19 julho 2010

A negra de cabelos brancos

Sentada no canto, encostada na parede, a negra de cabelos brancos. A senhora viúva de sessenta e poucos que carrega o documento na sacola que é dela! Aquela senhora negra da vila, que vive de aluguel e canta errado o inglês da novela. A mulher de cabelos brancos que paga impostos pra construir estádio de futebol. Brasileira: alegre, mas infeliz. Alegria vazia, melancolia profunda.


Cabelo ruim. A pele contrastando com as vestes. As unhas sacrificadas. Veias das pernas em alto relevo. No cenário de sempre. Paredes brancas. A falta de espaço. Muita gente por perto. Sintam o cheiro da negra pobre que andou de sol a sol, depois de diluir o desodorante "spray" que pode comprar. Ainda tem que voltar pra casa a pé. “Minha condição, minha condução”. Conformada.
A negra analfabeta. A velha desdentada. A conversa da “nega veia”, analfabeta e desdentada. O "pobrema", o "tóchico", os "chinelo" no pé da cama. A bíblia ao pé da letra. Oremos. Salvem Maria, muié de José, mãe dos doze e da fiél torcida corintiana. Que trabalha desde cedo, desde nova, em casa de Família, para comer, para prover o pão nosso de cada dia. Mais de sessenta e não pode parar. Amém.
Ela ainda pode lembrar. Já faz mais de vinte anos. “Morre seo Zé aos quarenta e sete”, foi a manchete de jornal que nunca saiu. "Era só mais um Silva que a estrela não brilha". Ainda existem "Silvas" cuja a estrela, sem sangue e sem sigla, não brilha.

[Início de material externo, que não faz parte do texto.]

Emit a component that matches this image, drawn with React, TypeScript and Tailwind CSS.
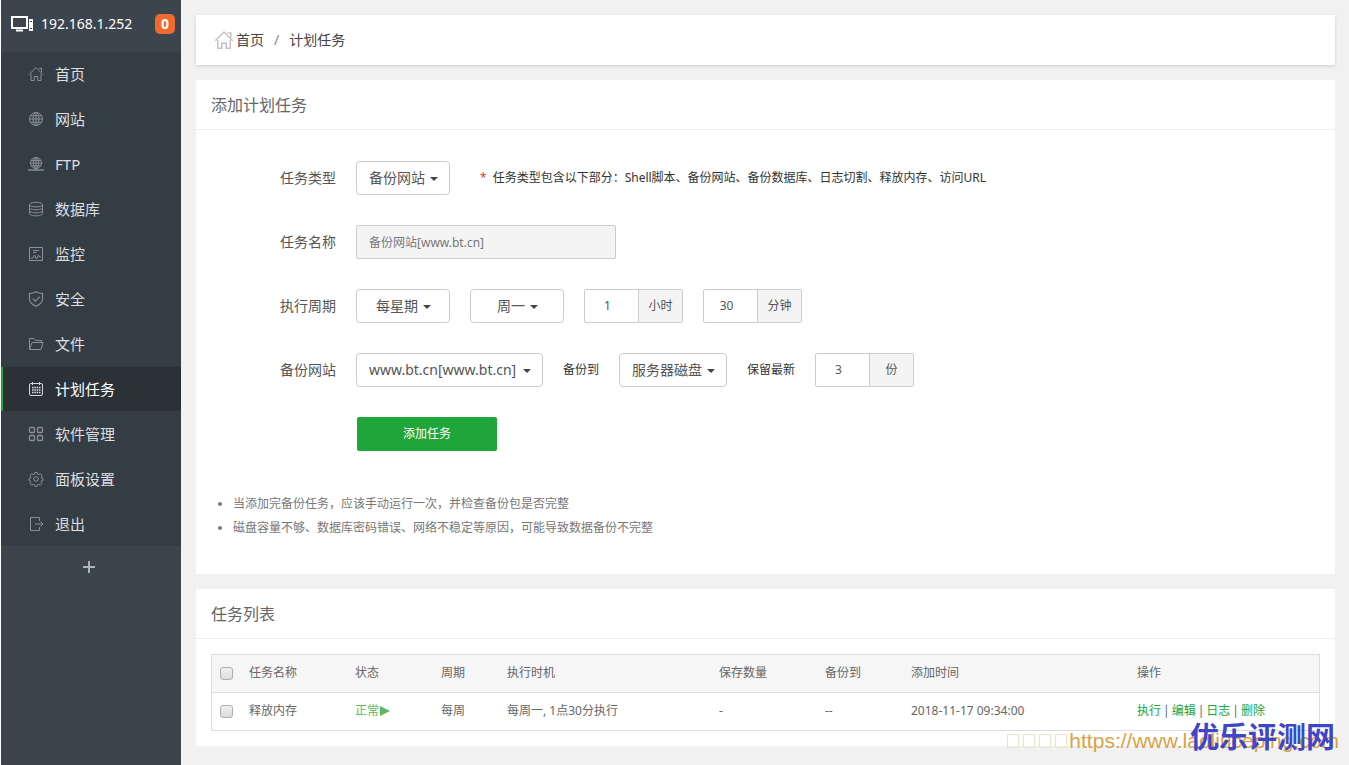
import type { ReactNode } from "react";

type IconProps = {
  children: ReactNode;
};

function MenuIcon({ children }: IconProps) {
  return (
    <svg
      viewBox="0 0 16 16"
      className="w-4 h-4 shrink-0"
      fill="none"
      stroke="currentColor"
      strokeWidth="1"
      aria-hidden="true"
    >
      {children}
    </svg>
  );
}

const homePaths = (
  <>
    <path d="M1 8.6 8 1.6l7 7" />
    <path d="M11.5 3V2.4h2V6" />
    <path d="M3 8v6.5h3.2v-4h3.6v4H13V8" />
  </>
);

const globePaths = (
  <>
    <circle cx="8" cy="8" r="6.5" />
    <ellipse cx="8" cy="8" rx="3" ry="6.5" />
    <path d="M8 1.5v13M1.5 8h13M2.5 4.8h11M2.5 11.2h11" />
  </>
);

const menus = [
  { name: "首页", icon: homePaths },
  { name: "网站", icon: globePaths },
  {
    name: "FTP",
    icon: (
      <>
        <circle cx="8" cy="7" r="5.5" />
        <ellipse cx="8" cy="7" rx="2.5" ry="5.5" />
        <path d="M8 1.5v13M2.5 7h11M3.3 4.5h9.4M3.3 9.7h9.4" />
        <path d="M0 14h16" strokeWidth="1.4" />
      </>
    ),
  },
  {
    name: "数据库",
    icon: (
      <>
        <ellipse cx="8" cy="3.6" rx="6.5" ry="2.3" />
        <path d="M1.5 3.6v9c0 1.3 3 2.2 6.5 2.2s6.5-.9 6.5-2.2v-9" />
        <path d="M1.5 6.6c0 1.3 3 2.2 6.5 2.2s6.5-.9 6.5-2.2M1.5 9.6c0 1.3 3 2.2 6.5 2.2s6.5-.9 6.5-2.2" />
      </>
    ),
  },
  {
    name: "监控",
    icon: (
      <>
        <path d="M1.5 1.5h13v13h-13zM5 4.5h6M5 6.5h3.5" />
        <path d="M3 12h2l1.5-3 2 4 2-4 1 2H13" />
      </>
    ),
  },
  {
    name: "安全",
    icon: (
      <g strokeWidth="1.2">
        <path d="M8 .8c2 1.2 4.2 1.7 6.5 1.7V8c0 3.4-2.7 5.7-6.5 7.3C4.2 13.7 1.5 11.4 1.5 8V2.5C3.8 2.5 6 2 8 .8z" />
        <path d="m4.8 7.6 2.5 2.6 4.4-4.6" />
      </g>
    ),
  },
  {
    name: "文件",
    icon: (
      <>
        <path d="M1.5 13.5v-11H6l1.5 2h6v2" />
        <path d="M1.5 13.5 4 6.5h11l-2 7z" />
      </>
    ),
  },
  {
    name: "计划任务",
    icon: (
      <>
        <rect x="1.5" y="2.5" width="13" height="12" rx="1.5" />
        <path d="M4.500 1v3M11.500 1v3" />
        <path d="M4 6.500h8.500M4 9h8.500M4 11.500h8.500" strokeWidth="1.500" strokeDasharray="1.600 .7" />
      </>
    ),
  },
  {
    name: "软件管理",
    icon: (
      <g strokeWidth="1.300">
        <rect x="1.500" y="1.500" width="5" height="5" rx="1" />
        <rect x="9.500" y="1.500" width="5" height="5" rx="1" />
        <rect x="1.500" y="9.500" width="5" height="5" rx="1" />
        <rect x="9.500" y="9.500" width="5" height="5" rx="1" />
      </g>
    ),
  },
  {
    name: "面板设置",
    icon: (
      <>
        <circle cx="8" cy="8" r="2.300" />
        <path d="M6.800 1.500h2.400l.4 1.700 1.300.5 1.500-.9 1.700 1.700-.9 1.500.5 1.200 1.300.4v1.800l-1.500.5-.5 1.200.8 1.500-1.600 1.600-1.500-.9-1.300.5-.4 1.500H6.800l-.4-1.500-1.300-.5-1.500.9L2 12.600l.8-1.500-.5-1.200L1 9.400V7.600l1.400-.4.500-1.200-.9-1.500 1.700-1.700 1.500.9 1.200-.5z" />
      </>
    ),
  },
  {
    name: "退出",
    icon: (
      <>
        <path d="M11.500 5V1.500h-9v13h9V11" />
        <path d="M7 8h8M12.500 5.500 15 8l-2.500 2.500" />
      </>
    ),
  },
];

function Sidebar() {
  return (
    <aside className="w-[181px] shrink-0 border-l border-white bg-[#3c444d]">
      <div className="h-13 flex items-center pl-[10px] pr-[6px] pb-1 text-white">
        <svg viewBox="0 0 22 16" className="w-[22px] h-4 shrink-0" fill="none" aria-hidden="true">
          <rect x="1" y="1" width="15" height="11" stroke="#fff" strokeWidth="2" />
          <path d="M5 14.500h7" stroke="#fff" strokeWidth="2" />
          <rect x="18" y="3" width="4" height="12" fill="#fff" />
          <path d="M19 5.500h2M19 12.500h2" stroke="#3c444d" />
        </svg>
        <span className="ml-2 text-sm">192.168.1.252</span>
        <span className="ml-auto w-5 h-5 rounded-[5px] bg-[#f06a2f] text-sm font-bold leading-5 text-center">
          0
        </span>
      </div>
      <nav className="bg-[#353d44]">
        {menus.map(({ name, icon }) => (
          <a
            key={name}
            href="#"
            className={
              name === "计划任务"
                ? "h-11 mb-px flex items-center gap-[11px] border-l-2 border-[#20a53a] bg-[#2c3138] pl-[25px] text-[15px] text-white"
                : "h-11 mb-px flex items-center gap-[11px] pl-[27px] text-[15px] text-[#dcdfe2]"
            }
          >
            <span className={name === "计划任务" ? "text-[#d5d8da]" : "text-[#8a9095]"}>
              <MenuIcon>{icon}</MenuIcon>
            </span>
            {name}
          </a>
        ))}
      </nav>
      <button type="button" aria-label="添加" className="w-full h-10 flex items-center justify-center pr-[5px]">
        <svg viewBox="0 0 14 14" className="w-[14px] h-[14px]" stroke="#b0b4b8" strokeWidth="2" aria-hidden="true">
          <path d="M7 1v12M1 7h12" />
        </svg>
      </button>
    </aside>
  );
}

type DropdownProps = {
  label: string;
  value: string;
  selectClass: string;
  caretClass: string;
};

function Dropdown({ label, value, selectClass, caretClass }: DropdownProps) {
  return (
    <div className="relative">
      <select
        aria-label={label}
        className={`h-[34px] block appearance-none rounded-[4px] border border-[#ccc] bg-white text-sm text-[#555] ${selectClass}`}
      >
        <option>{value}</option>
      </select>
      <svg
        viewBox="0 0 8 4"
        className={`absolute top-[16px] w-2 h-1 pointer-events-none ${caretClass}`}
        fill="#444"
        aria-hidden="true"
      >
        <path d="M0 0h8L4 4z" />
      </svg>
    </div>
  );
}

type NumberFieldProps = {
  id: string;
  value: string;
  unit: string;
};

function NumberField({ id, value, unit }: NumberFieldProps) {
  return (
    <div className="h-[34px] w-[99px] flex rounded-[2px] border border-[#ccc] overflow-hidden text-xs text-[#555]">
      <input
        id={id}
        type="text"
        inputMode="numeric"
        defaultValue={value}
        className="w-[53px] pr-2 text-center"
      />
      <label
        htmlFor={id}
        className="flex-1 flex items-center justify-center border-l border-[#ccc] bg-[#f4f4f4]"
      >
        {unit}
      </label>
    </div>
  );
}

type FormRowProps = {
  label: string;
  htmlFor?: string;
  children: ReactNode;
};

function FormRow({ label, htmlFor, children }: FormRowProps) {
  return (
    <div className="flex items-center gap-5 text-xs text-[#333]">
      <label htmlFor={htmlFor} className="w-[125px] text-right text-sm text-[#555]">
        {label}
      </label>
      {children}
    </div>
  );
}

type PanelProps = {
  title: string;
  children: ReactNode;
};

function Panel({ title, children }: PanelProps) {
  return (
    <section className="bg-white">
      <h2 className="h-[50px] px-[15px] border-b border-[#eee] text-base leading-[50px] text-[#666]">
        {title}
      </h2>
      {children}
    </section>
  );
}

function Check({ label }: { label: string }) {
  return (
    <input
      type="checkbox"
      aria-label={label}
      className="block w-[13px] h-[13px] appearance-none rounded-[3px] border border-[#b0b0b0] bg-linear-to-b from-[#f0f0f0] to-[#dcdcdc]"
    />
  );
}

const columns = [
  { name: "任务名称", width: "w-[106px]" },
  { name: "状态", width: "w-[86px]" },
  { name: "周期", width: "w-[66px]" },
  { name: "执行时机", width: "w-[212px]" },
  { name: "保存数量", width: "w-[106px]" },
  { name: "备份到", width: "w-[86px]" },
  { name: "添加时间", width: "w-[226px]" },
  { name: "操作", width: "w-[190px]" },
];

const actions = ["执行", "编辑", "日志", "删除"];

function TaskTable() {
  return (
    <div className="border border-[#ddd]">
      <table className="w-full table-fixed text-left text-xs text-[#666]">
        <thead>
          <tr className="h-[37px] border-b border-[#ddd] bg-[#f6f6f6]">
            <th className="w-[29px] pl-2">
              <Check label="全选" />
            </th>
            {columns.map(({ name, width }) => (
              <th key={name} className={`px-2 font-normal ${width}`}>
                {name}
              </th>
            ))}
          </tr>
        </thead>
        <tbody>
          <tr className="h-[38px]">
            <td className="pl-2">
              <Check label="释放内存" />
            </td>
            <td className="px-2">释放内存</td>
            <td className="px-2 text-[#5cb85c]">
              <a href="#" className="flex items-center">
                正常
                <svg viewBox="0 0 10 10" className="w-[10px] h-[10px] ml-px" fill="currentColor" aria-hidden="true">
                  <path d="M0 0l10 5-10 5z" />
                </svg>
              </a>
            </td>
            <td className="px-2">每周</td>
            <td className="px-2">每周一, 1点30分执行</td>
            <td className="px-2">-</td>
            <td className="px-2">--</td>
            <td className="px-2">2018-11-17 09:34:00</td>
            <td className="px-2">
              {actions.map((action, i) => (
                <span key={action}>
                  {i > 0 && <span className="mx-0.5">|</span>}
                  <a href="#" className="text-[#20a53a]">
                    {action}
                  </a>
                </span>
              ))}
            </td>
          </tr>
        </tbody>
      </table>
    </div>
  );
}

function Watermark() {
  return (
    <div className="absolute right-[10px] bottom-3 flex items-center pointer-events-none">
      <div className="flex gap-1 mr-0.5">
        {[0, 1, 2, 3].map((n) => (
          <span key={n} className="w-3 h-[14px] border border-[#eae3c8]" />
        ))}
      </div>
      <span className="font-['Liberation_Sans',sans-serif] text-[21px] leading-6 text-[#dc9f45]">
        https://www.laoliuceping.com
      </span>
      <span className="absolute right-1 -top-3 text-[29px] leading-10 font-bold text-[#4046c8]">
        优乐评测网
      </span>
    </div>
  );
}

function App() {
  return (
    <div className="relative min-h-screen flex bg-[#f1f1f1] font-['Noto_Sans','Noto_Sans_CJK_SC',sans-serif]">
      <Sidebar />
      <main className="flex-1 min-w-0 flex flex-col gap-[15px] pt-[15px] pl-[15px] pr-[14px]">
        <div className="h-[50px] flex items-center pl-[18px] bg-white shadow-[0_1px_3px_rgba(0,0,0,0.15)] text-sm text-[#444]">
          <svg
            viewBox="0 0 16 16"
            className="w-5 h-5 mr-[2px]"
            fill="none"
            stroke="#c4c4c4"
            strokeWidth="1.2"
            aria-hidden="true"
          >
            {homePaths}
          </svg>
          <a href="#">首页</a>
          <span className="mx-[10px] text-[#888]">/</span>
          <span>计划任务</span>
        </div>

        <Panel title="添加计划任务">
          <form className="px-[15px] pt-[31px] pb-[34px]">
            <div className="flex flex-col gap-[30px]">
              <FormRow label="任务类型">
                <Dropdown label="任务类型" value="备份网站" selectClass="w-[94px] pl-[12px]" caretClass="right-[12px]" />
                <p className="ml-[10px]">
                  <span className="mr-1.5 text-[#e0392b]">*</span>
                  任务类型包含以下部分：Shell脚本、备份网站、备份数据库、日志切割、释放内存、访问URL
                </p>
              </FormRow>
              <FormRow label="任务名称" htmlFor="task-name">
                <input
                  id="task-name"
                  type="text"
                  readOnly
                  defaultValue="备份网站[www.bt.cn]"
                  className="w-[260px] h-[34px] px-[12px] rounded-[2px] border border-[#ccc] bg-[#f4f4f4] text-xs text-[#777]"
                />
              </FormRow>
              <FormRow label="执行周期">
                <Dropdown label="执行周期" value="每星期" selectClass="w-[94px] pl-[19px]" caretClass="right-[19px]" />
                <Dropdown label="星期" value="周一" selectClass="w-[94px] pl-[26px]" caretClass="right-[26px]" />
                <NumberField id="hour" value="1" unit="小时" />
                <NumberField id="minute" value="30" unit="分钟" />
              </FormRow>
              <FormRow label="备份网站">
                <Dropdown
                  label="备份网站"
                  value="www.bt.cn[www.bt.cn]"
                  selectClass="w-[187px] pl-[12px]"
                  caretClass="right-[12px]"
                />
                <span>备份到</span>
                <Dropdown label="备份到" value="服务器磁盘" selectClass="w-[108px] pl-[12px]" caretClass="right-[12px]" />
                <span>保留最新</span>
                <NumberField id="keep" value="3" unit="份" />
              </FormRow>
              <button
                type="button"
                className="w-[140px] h-[34px] ml-[146px] rounded-[2px] bg-[#20a53a] text-xs text-white"
              >
                添加任务
              </button>
            </div>
            <ul className="mt-[41px] pl-[22px] list-disc text-xs leading-6 text-[#777]">
              <li>当添加完备份任务，应该手动运行一次，并检查备份包是否完整</li>
              <li>磁盘容量不够、数据库密码错误、网络不稳定等原因，可能导致数据备份不完整</li>
            </ul>
          </form>
        </Panel>

        <Panel title="任务列表">
          <div className="p-[15px]">
            <TaskTable />
          </div>
        </Panel>
      </main>
      <Watermark />
    </div>
  );
}

export default App;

O dedo não tem marca de aliança. Nunca mais teve “homi”. Nunca mais sentiu vontade. Nunca mais foi mulher.
Hoje, comum, sobrevive por aí. Mesmo quem não conhece, seria capaz de imaginar sua vida. Cada trapo, cada terço e cada traço conta a história de Maria Esperança, mais uma negra de cabelos brancos esperando atendimento no posto de saúde. O suor grosso a molhar o lenço na cabeça. A cintura gorda no banco desconfortável. Os seios que curvam as costas. As costas que cobram os anos. O tempo que já passou.
(foto [ilustração]: Leonardo Lara/ Festejo do Tambor Mineiro – Terra Magazine)

Um comentário:

  1. Como há negras de cabelos brancos! Há negras brancas também, e como! Abraços!